The Days of the Dead
September 11, 2001, was, in many respects, a rather ordinary day. I began the day working at my desk, writing. But my plans quickly changed. Many of us spent hours staring not at our computer screens but at our television screens. We were stunned, staggered, overcome with disbelief.
But others still managed to put in a full day’s work. American business continued on. American culture, though shocked, continued on. We were dismayed, terrorized, but we kept on. Because the business of America is business, we kept going.
Among those keeping on, having productive days, were those who brutally murdered more than three thousand innocent people. It was all in a day’s work for them — an ordinary day’s work. The police were there, representing the full force and power of the government, protecting these men. On September 10, 2001, these men also took more than three thousand innocent human lives. On September 12, they did the same. Today, ten years later, they are still about their grisly work of butchering babies. Today, more than three thousand will die. Just like yesterday, and like tomorrow. That Muslim terrorists took more than three thousand lives on one day causes us to wring our hands, to weep and mourn, to implore heaven for answers. That abortionists do the same each and every day doesn’t even register with us. It is business as usual. Today it is happening again. It was Joseph Stalin who cynically quipped that one death is a tragedy, but a million deaths is a statistic. He touched on a hard truth. We have a finite amount of compassion, a finite ability to enter into the suffering of others. It is the diabolical art of the propagandist to tap into and direct our compassion for his own purposes. What happened on September 11, 2001, was reprehensible, tragic, evil — a vile, unprovoked attack on civilians. We need not diminish this evil in order to better see the evil of every day. Neither, however, can we let that momentary evil distract us from everyday evil. We cannot, in fact, allow the evening news to establish our priorities, the shape of our thinking.
My fear, however, is that the stunning gap between the time and energy Christians have devoted to 9/11 and the amount of energy we don’t devote to the evil of abortion is not a function ultimately of television’s priorities. Neither is it, I fear, due to the very ordinariness of abortion. My fear is that we are at ease about abortion and up in arms about militant Islam because, having already been born, we are not afraid of abortion while we are afraid of terrorist attacks. Our outrage is doled out not on the basis of the moral evil but on the basis of how likely we are to be victims. When others are in danger, we murmur about what a shame it is and move on. When the target is on our own backs, that’s when we know that something must be done.
The evil of abortion, then, isn’t just something out there, something sinister abortionists and ignorant women are guilty of. We’re all guilty. The evil that drives terrorism and the evil that drives the abortion industry is the same evil that drives us to be more concerned for our own safety than for the least of these.
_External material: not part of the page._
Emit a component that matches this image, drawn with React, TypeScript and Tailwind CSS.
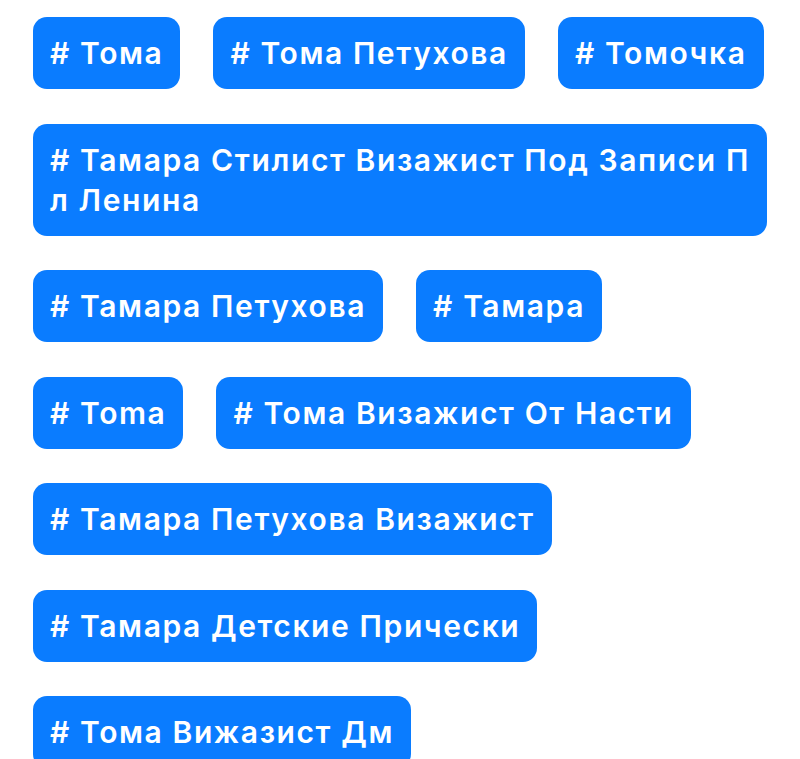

Jesus in the Sermon on the Mount reminds us of at least three important truths. First, God is intimately involved in the smallest details of life. The hairs on our heads are numbered, and indeed it is He who knit us together in the womb. Second, God cares about the littlest things. He controls all things precisely because all things matter to Him. Because all things exist for the sake of the one thing — His glory — there are no small things. If He cares for the sparrows, and He does, how much more does He care for each of us, even those who are yet unborn?
The third point is a little more difficult. Jesus doesn’t tell us that because God is concerned about everything, we can therefore be assured that He is concerned with what concerns us. Instead, He tells us that because God is concerned about everything, we are called to be concerned with what concerns Him. He is to set our agenda, not the world around us. The problem, rightly understood, with Muslim extremists isn’t that they kill us. The problem is they go to hell when they die. The problem with abortion isn’t that those involved in that grisly trade are so wicked but that we are so wicked. The solution, then, is to seek first the kingdom of God and His righteousness.
We weep like the Pharisees prayed — to be seen by men. We contort our faces over one evil while we smile our way through the greater evil. We wring our hands over Islam and its bloody scimitar. We fail to notice the blood on our own hands and the bloody scalpels in our midst. One day we remember. Every other day we forget. Sufficient unto the day is the evil thereunto. May He daily grant us the grace to see the evil, to repent, and to seek His kingdom, His righteousness.